White Tea - The least processed of the teas, and also the rarest. If you thought that Green Tea's have the most antioxidants, you'd be wrong. White tea does because it isn't oxidized or rolled, it is dried by withering and steaming. Silver Needle and Bai Mudan are two of the most popular flavors, known for their delicate and complex tastes. Depending upon how the tea leaves are cultivated, most White Teas have less caffeine that Black or Green Tea.
Oolong Tea - Oolong is in between Green and Black with its level of oxidization, and are the most complex to produce (up to seven processes). Typically, a great Oolong can be steeped multiple times and can produce the widest arrays of flavor and aroma. Popular flavors include Baozhong, Da Hong Pao, and Jin Xuan. China and Taiwan are the originators of Oolong, but they are now grown throughout India, Japan, New Zealand, Sir Lanka and India.

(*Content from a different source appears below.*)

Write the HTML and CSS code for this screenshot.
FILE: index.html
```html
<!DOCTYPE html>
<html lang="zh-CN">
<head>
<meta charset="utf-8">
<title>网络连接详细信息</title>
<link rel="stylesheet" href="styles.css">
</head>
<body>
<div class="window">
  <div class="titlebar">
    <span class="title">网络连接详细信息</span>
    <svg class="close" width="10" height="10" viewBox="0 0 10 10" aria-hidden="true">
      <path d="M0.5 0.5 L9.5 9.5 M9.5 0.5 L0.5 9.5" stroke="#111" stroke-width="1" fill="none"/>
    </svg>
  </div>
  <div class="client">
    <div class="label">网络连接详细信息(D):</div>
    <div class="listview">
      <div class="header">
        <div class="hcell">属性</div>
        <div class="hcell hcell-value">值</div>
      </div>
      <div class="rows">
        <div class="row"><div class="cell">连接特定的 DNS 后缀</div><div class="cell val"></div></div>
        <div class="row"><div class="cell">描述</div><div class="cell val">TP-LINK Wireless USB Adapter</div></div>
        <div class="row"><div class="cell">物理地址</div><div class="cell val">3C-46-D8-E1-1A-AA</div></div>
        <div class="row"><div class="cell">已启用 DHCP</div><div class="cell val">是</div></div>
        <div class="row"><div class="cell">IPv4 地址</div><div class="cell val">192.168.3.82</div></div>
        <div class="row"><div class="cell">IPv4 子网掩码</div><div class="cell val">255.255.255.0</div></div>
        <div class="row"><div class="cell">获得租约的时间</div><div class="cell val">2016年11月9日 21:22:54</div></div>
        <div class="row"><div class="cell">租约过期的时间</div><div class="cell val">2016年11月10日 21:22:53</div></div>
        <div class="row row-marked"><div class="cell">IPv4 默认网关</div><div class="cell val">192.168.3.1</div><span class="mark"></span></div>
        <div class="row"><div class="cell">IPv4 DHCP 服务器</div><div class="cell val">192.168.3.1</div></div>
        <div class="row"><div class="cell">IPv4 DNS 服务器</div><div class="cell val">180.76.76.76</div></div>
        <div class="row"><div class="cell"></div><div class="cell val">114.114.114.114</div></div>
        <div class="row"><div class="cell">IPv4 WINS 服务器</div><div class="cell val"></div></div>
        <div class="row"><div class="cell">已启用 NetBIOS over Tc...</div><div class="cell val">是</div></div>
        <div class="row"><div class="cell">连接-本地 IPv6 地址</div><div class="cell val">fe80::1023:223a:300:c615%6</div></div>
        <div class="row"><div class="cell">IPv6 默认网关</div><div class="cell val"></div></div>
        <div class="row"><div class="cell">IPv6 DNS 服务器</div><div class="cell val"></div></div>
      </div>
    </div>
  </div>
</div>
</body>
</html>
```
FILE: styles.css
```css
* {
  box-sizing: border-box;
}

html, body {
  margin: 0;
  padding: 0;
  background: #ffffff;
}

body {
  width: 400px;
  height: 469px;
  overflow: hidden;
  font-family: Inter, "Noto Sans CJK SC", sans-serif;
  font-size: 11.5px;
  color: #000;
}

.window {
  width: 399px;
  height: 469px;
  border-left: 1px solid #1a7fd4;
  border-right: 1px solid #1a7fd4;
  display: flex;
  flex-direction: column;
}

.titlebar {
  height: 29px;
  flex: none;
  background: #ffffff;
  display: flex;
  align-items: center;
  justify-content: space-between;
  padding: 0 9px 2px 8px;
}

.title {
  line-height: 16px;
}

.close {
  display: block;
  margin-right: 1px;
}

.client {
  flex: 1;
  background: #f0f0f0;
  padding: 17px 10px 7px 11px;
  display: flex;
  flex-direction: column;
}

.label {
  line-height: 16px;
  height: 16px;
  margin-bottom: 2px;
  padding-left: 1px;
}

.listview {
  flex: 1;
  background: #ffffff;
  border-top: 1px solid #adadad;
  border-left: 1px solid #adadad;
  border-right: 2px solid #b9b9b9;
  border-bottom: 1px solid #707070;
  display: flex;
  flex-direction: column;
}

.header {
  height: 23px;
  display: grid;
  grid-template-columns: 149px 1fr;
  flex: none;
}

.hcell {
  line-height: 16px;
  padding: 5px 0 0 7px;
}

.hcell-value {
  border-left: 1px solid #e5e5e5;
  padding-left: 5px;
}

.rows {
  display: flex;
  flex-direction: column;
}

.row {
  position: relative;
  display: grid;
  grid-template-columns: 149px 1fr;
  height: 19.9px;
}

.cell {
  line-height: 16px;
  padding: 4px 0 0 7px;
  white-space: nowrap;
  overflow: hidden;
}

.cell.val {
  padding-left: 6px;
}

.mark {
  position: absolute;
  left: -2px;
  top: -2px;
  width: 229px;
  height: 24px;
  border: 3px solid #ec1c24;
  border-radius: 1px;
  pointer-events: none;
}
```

Pu'erh - This is a fermented style, typically sold in cakes. It is separated into two groups: raw (green) and ripened (black). After the leaves are oxidized, a small mount of moisture is left, and the leaves are then aged for months or years. Like Champagne, this geographically indicated, and true Pu'erh can only come from one region (in the southern Yunnan Province). This type of tea has it's own legion of followers. A cake can last for months (or longer), and display a vast array of tastes over time.
Herbal Tea? Well, that's an infusion. If you see ingredients like lemongrass, barks, cinnamon, orange peel, chamomile or hibiscus, remember that they obviously did not come from the tea bush (Camellia sinensis).